Weatherzone senior meteorologist Jacob Cronje said that unlike the first week of January – when the mercury in Penirth soared to 47C to be the hottest place on earth – there won’t be strong winds this time.

‘I would say it’s a stagnant heat,’ he told Daily Mail Australia on Thursday. ‘That’s going to feel very uncomfortable.

‘We’re quite likely to see very high 30s or 40s on Friday and Saturday, possibly even Sunday.

‘Then immediately ahead of a cool change on Tuesday or late Monday evening, we will see temperatures peak in the low 40s in places like Penrith and western Sydney – 43 expected at this point in Penrith on Monday.’

Melbourne won’t be spared either, with the Bureau of Meteorology predicting a maximum temperature on Thursday and Friday or 39C, which Mr Cronje said could soar to 42C today in the city centre.

‘The wind is not coming off the bay at all.

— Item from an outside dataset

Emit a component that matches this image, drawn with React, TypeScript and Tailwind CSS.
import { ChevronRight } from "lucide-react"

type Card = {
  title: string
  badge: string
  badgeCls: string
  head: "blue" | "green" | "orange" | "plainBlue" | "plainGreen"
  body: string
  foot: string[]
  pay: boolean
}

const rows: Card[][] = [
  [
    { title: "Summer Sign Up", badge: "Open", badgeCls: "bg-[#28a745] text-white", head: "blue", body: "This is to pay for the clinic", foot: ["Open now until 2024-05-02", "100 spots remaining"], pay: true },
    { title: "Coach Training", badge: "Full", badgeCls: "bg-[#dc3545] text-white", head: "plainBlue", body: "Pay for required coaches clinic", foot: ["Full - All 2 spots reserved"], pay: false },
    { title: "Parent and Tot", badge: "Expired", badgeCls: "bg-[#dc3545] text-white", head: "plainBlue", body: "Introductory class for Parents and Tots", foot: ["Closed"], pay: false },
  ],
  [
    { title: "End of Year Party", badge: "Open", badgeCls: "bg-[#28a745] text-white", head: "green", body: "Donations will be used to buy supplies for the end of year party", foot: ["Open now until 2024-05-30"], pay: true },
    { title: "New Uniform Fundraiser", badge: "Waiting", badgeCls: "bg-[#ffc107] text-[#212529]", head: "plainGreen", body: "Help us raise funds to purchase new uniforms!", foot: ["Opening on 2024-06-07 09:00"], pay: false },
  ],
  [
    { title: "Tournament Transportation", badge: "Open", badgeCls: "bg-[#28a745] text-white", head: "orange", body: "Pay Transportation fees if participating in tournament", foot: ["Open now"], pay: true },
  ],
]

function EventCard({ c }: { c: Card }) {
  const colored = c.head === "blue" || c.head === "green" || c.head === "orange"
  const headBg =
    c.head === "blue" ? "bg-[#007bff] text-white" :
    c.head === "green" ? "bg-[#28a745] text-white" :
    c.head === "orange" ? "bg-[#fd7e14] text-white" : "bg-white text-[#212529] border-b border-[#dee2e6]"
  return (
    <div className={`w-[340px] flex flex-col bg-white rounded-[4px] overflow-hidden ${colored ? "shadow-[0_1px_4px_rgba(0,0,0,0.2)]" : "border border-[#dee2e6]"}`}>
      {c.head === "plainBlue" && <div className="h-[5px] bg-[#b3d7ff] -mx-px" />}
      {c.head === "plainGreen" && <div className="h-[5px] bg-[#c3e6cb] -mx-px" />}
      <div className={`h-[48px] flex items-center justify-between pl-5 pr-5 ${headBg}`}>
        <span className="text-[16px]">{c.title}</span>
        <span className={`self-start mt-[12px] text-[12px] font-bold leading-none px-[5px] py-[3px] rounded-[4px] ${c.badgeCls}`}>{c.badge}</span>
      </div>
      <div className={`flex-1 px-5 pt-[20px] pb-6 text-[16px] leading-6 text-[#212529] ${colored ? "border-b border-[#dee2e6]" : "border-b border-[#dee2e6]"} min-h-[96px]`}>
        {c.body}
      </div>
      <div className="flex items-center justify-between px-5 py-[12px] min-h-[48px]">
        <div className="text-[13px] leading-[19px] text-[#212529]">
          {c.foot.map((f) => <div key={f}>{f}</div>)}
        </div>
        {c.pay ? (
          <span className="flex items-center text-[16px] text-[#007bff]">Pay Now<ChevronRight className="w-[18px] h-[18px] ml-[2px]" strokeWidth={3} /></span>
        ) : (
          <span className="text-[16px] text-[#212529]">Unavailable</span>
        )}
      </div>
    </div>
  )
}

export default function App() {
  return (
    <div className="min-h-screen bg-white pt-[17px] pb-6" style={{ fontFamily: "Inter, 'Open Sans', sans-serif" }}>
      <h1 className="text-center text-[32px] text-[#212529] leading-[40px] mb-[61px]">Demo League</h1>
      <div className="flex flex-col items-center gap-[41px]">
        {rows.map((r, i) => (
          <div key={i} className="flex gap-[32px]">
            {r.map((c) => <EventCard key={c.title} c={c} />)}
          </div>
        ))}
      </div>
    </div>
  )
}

It’s a dry heat but it’s still intense, especially for those at the tennis at the moment,’ Mr Cronje said.

Brisbane, Canberra, Melbourne and Adelaide will also be affected by the scorching temperatures which are predicted to last until Tuesday.

The Bureau of Meteorology has forecast ‘an intense burst of heat’ as a high-pressure system makes its way across the country from Western Australia.

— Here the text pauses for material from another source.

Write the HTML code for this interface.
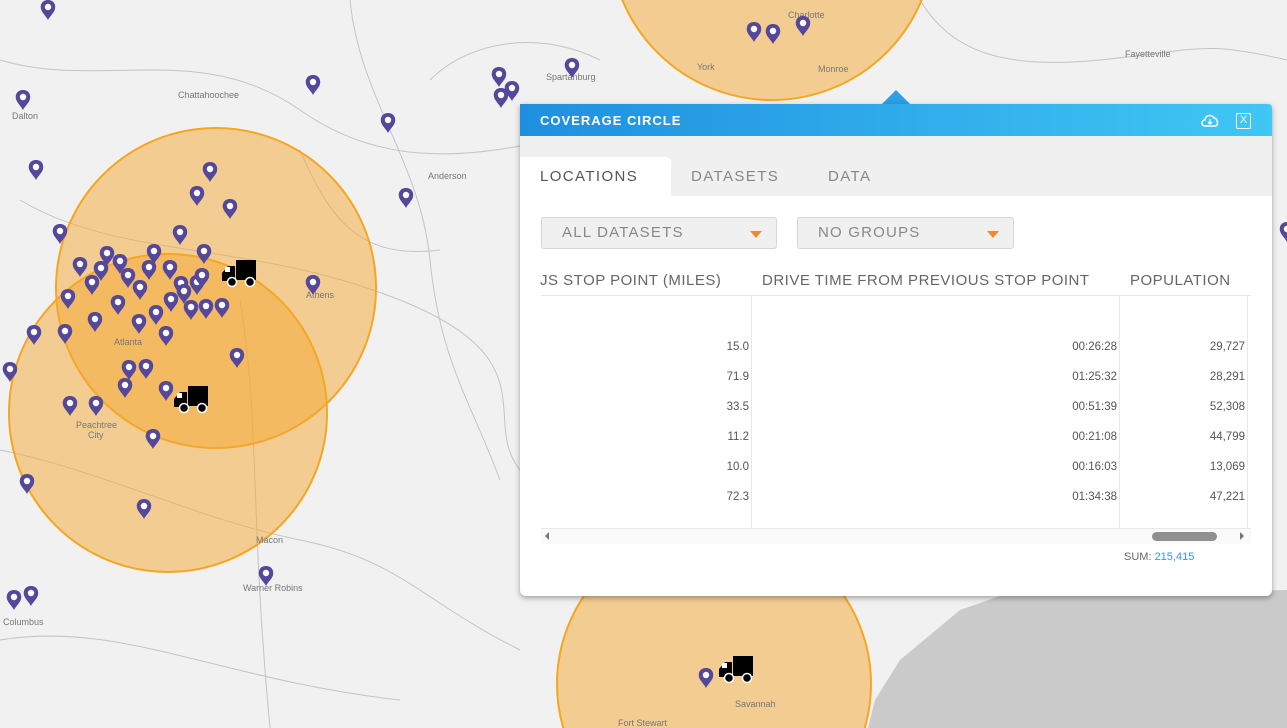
<!DOCTYPE html>
<html><head><meta charset="utf-8"><style>
*{margin:0;padding:0;box-sizing:border-box}
html,body{width:1287px;height:728px;overflow:hidden}
body{font-family:"Liberation Sans",sans-serif;background:#f1f1f1;position:relative}
#map{position:absolute;left:0;top:0;display:block}
.panel{position:absolute;left:520px;top:104px;width:752px;height:492px;background:#fff;border-radius:0 4px 6px 6px;box-shadow:0 2px 6px rgba(0,0,0,.35);overflow:hidden}
.hdr{height:32px;background:linear-gradient(90deg,#1f8fe0,#40c7f4);color:#fff;font-weight:bold;font-size:13px;letter-spacing:1px;line-height:33px;padding-left:20px;position:relative}
.tabs{height:60px;background:#f0f0f0;position:relative}
.tab{position:absolute;top:21px;height:40px;line-height:40px;font-size:15px;letter-spacing:1.4px;color:#888}
.tab.act{left:0;width:151px;background:#fff;color:#555;padding-left:20px;border-radius:0 6px 0 0}
.sel{position:absolute;top:113px;height:32px;background:#f0f0f0;border:1px solid #d6d6d6;border-radius:3px;font-size:15px;letter-spacing:1.2px;color:#888;line-height:30px;padding-left:20px}
.sel:after{content:"";position:absolute;right:14px;top:13px;border-left:6px solid transparent;border-right:6px solid transparent;border-top:7px solid #f08a24}
.th{position:absolute;top:168px;font-size:15px;letter-spacing:.5px;color:#666}
.vl{position:absolute;top:192px;width:1px;height:232px;background:#e8e8e8}
.num{position:absolute;font-size:11.5px;color:#555;text-align:right}
</style></head><body>
<svg id="map" width="1287" height="728" viewBox="0 0 1287 728">
<defs>
<g id="pin"><path d="M0 -18 C-6 -18 -8 -13 -7 -9 C-6 -5 -2 -2 0 2 C2 -2 6 -5 7 -9 C8 -13 6 -18 0 -18Z" fill="#55489a"/><circle cx="0" cy="-11" r="3.2" fill="#fff"/></g>
<g id="truck"><rect x="-16" y="-12" width="20" height="20" fill="#000"/><path d="M-17 -6 h-7 l-6 7 v8 h13z" fill="#000"/><rect x="-27" y="-5" width="5" height="5" fill="#fff"/><circle cx="-20" cy="10" r="4.5" fill="#000" stroke="#fff" stroke-width="1.5"/><circle cx="-2" cy="10" r="4.5" fill="#000" stroke="#fff" stroke-width="1.5"/></g>
</defs>
<rect width="1287" height="728" fill="#f1f1f1"/>
<path d="M1287 590 L1000 596 L960 610 L900 660 L875 700 L868 728 L1287 728Z" fill="#cacaca"/>
<g stroke="#c4c4c4" stroke-width="1" fill="none">
<path d="M0 60 C100 90 200 40 300 110 S500 150 600 130"/>
<path d="M20 200 C120 260 250 240 400 300 S480 420 520 470"/>
<path d="M350 0 C360 100 420 160 430 260 S470 400 500 480"/>
<path d="M0 450 C100 470 200 520 300 540 S420 600 520 650"/>
<path d="M240 300 C260 420 250 520 270 728"/>
<path d="M0 640 C120 620 220 680 400 700"/>
<path d="M430 80 C470 40 540 30 600 60"/>
<path d="M920 0 C950 50 1000 70 1100 60 S1200 40 1287 60"/>
<path d="M300 150 C330 220 360 260 440 250"/>
</g>
<g fill="rgba(244,168,50,0.5)" stroke="#f5a623" stroke-width="2">
<circle cx="772" cy="-62" r="162"/>
<circle cx="216" cy="288" r="160"/>
<circle cx="168" cy="413" r="159"/>
<circle cx="714" cy="684" r="157"/>
</g>
<g font-size="9" fill="#777" font-family="Liberation Sans">
<text x="12" y="119">Dalton</text><text x="428" y="179">Anderson</text><text x="1125" y="57">Fayetteville</text><text x="788" y="18">Charlotte</text><text x="818" y="72">Monroe</text><text x="697" y="70">York</text><text x="114" y="345">Atlanta</text><text x="306" y="298">Athens</text><text x="256" y="543">Macon</text><text x="243" y="591">Warner Robins</text><text x="3" y="625">Columbus</text><text x="735" y="707">Savannah</text><text x="618" y="726">Fort Stewart</text><text x="546" y="80">Spartanburg</text><text x="178" y="98">Chattahoochee</text><text x="76" y="428">Peachtree</text><text x="88" y="438">City</text>
</g>
<g>
<use href="#pin" x="48" y="18"/><use href="#pin" x="23" y="108"/><use href="#pin" x="313" y="93"/><use href="#pin" x="388" y="131"/><use href="#pin" x="36" y="178"/><use href="#pin" x="406" y="206"/><use href="#pin" x="499" y="85"/><use href="#pin" x="512" y="99"/><use href="#pin" x="501" y="106"/><use href="#pin" x="572" y="76"/><use href="#pin" x="754" y="40"/><use href="#pin" x="773" y="42"/><use href="#pin" x="803" y="34"/><use href="#pin" x="210" y="180"/><use href="#pin" x="197" y="204"/><use href="#pin" x="230" y="217"/><use href="#pin" x="180" y="243"/><use href="#pin" x="60" y="242"/><use href="#pin" x="107" y="264"/><use href="#pin" x="154" y="262"/><use href="#pin" x="204" y="262"/><use href="#pin" x="80" y="275"/><use href="#pin" x="101" y="279"/><use href="#pin" x="120" y="272"/><use href="#pin" x="128" y="286"/><use href="#pin" x="149" y="278"/><use href="#pin" x="170" y="278"/><use href="#pin" x="92" y="293"/><use href="#pin" x="140" y="298"/><use href="#pin" x="181" y="294"/><use href="#pin" x="197" y="293"/><use href="#pin" x="202" y="286"/><use href="#pin" x="68" y="307"/><use href="#pin" x="118" y="313"/><use href="#pin" x="171" y="310"/><use href="#pin" x="184" y="302"/><use href="#pin" x="191" y="318"/><use href="#pin" x="206" y="317"/><use href="#pin" x="222" y="316"/><use href="#pin" x="156" y="323"/><use href="#pin" x="139" y="332"/><use href="#pin" x="95" y="330"/><use href="#pin" x="65" y="342"/><use href="#pin" x="34" y="343"/><use href="#pin" x="166" y="344"/><use href="#pin" x="237" y="366"/><use href="#pin" x="10" y="380"/><use href="#pin" x="129" y="378"/><use href="#pin" x="146" y="377"/><use href="#pin" x="125" y="396"/><use href="#pin" x="166" y="399"/><use href="#pin" x="70" y="414"/><use href="#pin" x="96" y="414"/><use href="#pin" x="153" y="447"/><use href="#pin" x="27" y="492"/><use href="#pin" x="144" y="517"/><use href="#pin" x="266" y="584"/><use href="#pin" x="14" y="608"/><use href="#pin" x="31" y="604"/><use href="#pin" x="706" y="686"/><use href="#pin" x="313" y="293"/><use href="#pin" x="1287" y="240"/>
<use href="#truck" x="252" y="272"/><use href="#truck" x="204" y="398"/><use href="#truck" x="749" y="668"/>
</g>
<path d="M882 104 L896 90 L910 104Z" fill="#2d9ee6"/>
</svg>
<div class="panel">
<div class="hdr">COVERAGE CIRCLE
<svg style="position:absolute;left:680px;top:9px" width="20" height="16" viewBox="0 0 20 16"><path d="M5 13 C1 13 1 7 5 7 C5 2 12 1 14 5 C18 5 19 13 15 13Z" fill="none" stroke="#fff" stroke-width="1.5"/><path d="M10 6 v5 M8 9 l2 2 l2 -2" stroke="#fff" stroke-width="1.3" fill="none"/></svg>
<div style="position:absolute;left:716px;top:9px;width:15px;height:16px;border:1.5px solid #fff;border-radius:2px;font-size:11px;line-height:13px;text-align:center;font-weight:normal;letter-spacing:0">X</div>
</div>
<div class="tabs"><div class="tab act">LOCATIONS</div><div class="tab" style="left:171px">DATASETS</div><div class="tab" style="left:308px">DATA</div></div>
<div class="sel" style="left:21px;width:236px">ALL DATASETS</div>
<div class="sel" style="left:277px;width:217px">NO GROUPS</div>
<div class="th" style="left:20px">JS STOP POINT (MILES)</div>
<div class="th" style="left:242px">DRIVE TIME FROM PREVIOUS STOP POINT</div>
<div class="th" style="left:610px">POPULATION</div>
<div style="position:absolute;left:21px;top:191px;width:710px;height:1px;background:#e8e8e8"></div>
<div class="vl" style="left:231px"></div><div class="vl" style="left:599px"></div><div class="vl" style="left:727px"></div>
<div class="num" style="left:0;width:229px;top:228px;line-height:30px">15.0<br>71.9<br>33.5<br>11.2<br>10.0<br>72.3</div>
<div class="num" style="left:400px;width:197px;top:228px;line-height:30px">00:26:28<br>01:25:32<br>00:51:39<br>00:21:08<br>00:16:03<br>01:34:38</div>
<div class="num" style="left:600px;width:125px;top:228px;line-height:30px">29,727<br>28,291<br>52,308<br>44,799<br>13,069<br>47,221</div>
<div style="position:absolute;left:21px;top:424px;width:710px;height:1px;background:#e8e8e8"></div>
<div style="position:absolute;left:21px;top:425px;width:710px;height:15px;background:#fafafa"></div>
<div style="position:absolute;left:25px;top:428px;border-top:4px solid transparent;border-bottom:4px solid transparent;border-right:4px solid #777"></div>
<div style="position:absolute;left:720px;top:428px;border-top:4px solid transparent;border-bottom:4px solid transparent;border-left:4px solid #777"></div>
<div style="position:absolute;left:632px;top:428px;width:65px;height:9px;background:#909090;border-radius:5px"></div>
<div style="position:absolute;left:604px;top:447px;font-size:11px;color:#666">SUM: <span style="color:#2a9ae6">215,415</span></div>
</div>
</body></html>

‘We will see very hot conditions building and … we’ll see the heat really intensify,’ meteorologist Jonathan How said. ‘Temperatures will be in the low to mid-40s for a very broad area.’

A light cold front is expected to bring some relief to Victoria and South Australia on Friday, but New South Wales will not receive any respite from searing temperatures.

‘The temperature will be in the low to mid 40s in western Sydney from Thursday, and will stick around until early next week.’

Wentworth in south-west New South Wales is forecast to reach 42C on Thursday and Broken Hill in the far west is set to hit 40C.

Penrith in western Sydney will reach 42C on Friday and Saturday, while Ivanhoe in central New South Wales will reach 44C on Saturday.

Northerly winds will drag the high-pressure system from the outback towards the coast creating nightmare conditions for firefighters who are urging residents to prepare for the worst.

‘The forecast heatwave will elevate the risk of fire and total fire bans are likely to be declared for some areas, so I urge residents to consider how they will be impacted and begin making their preparations today,’ Rural Fire Service commissioner Shane Fitzsimmons said.

‘We have seen in the past few days fires, like the one at Port Stephens, spread quickly and threaten communities with little warning.’

A bushfire in Port Stephens, north of Sydney, burned through 1900 hectares and forced the closure of Newcastle airport on Sunday.

The winds are not expected to be as strong as they were during the extremely hot start to January.

Penrith experienced the highest temperature ever record in a Sydney suburb on January 7, as the mercury reached 47.3C.

Further south in Melbourne the heat was so strong it melted part of the Hume Highway, causing traffic jams as drivers dodged the sticky mess. 

South Australia and Victoria experienced their worst fire weather in more than two years as hot and dry air was dragged across southern Australia by northwesterly winds.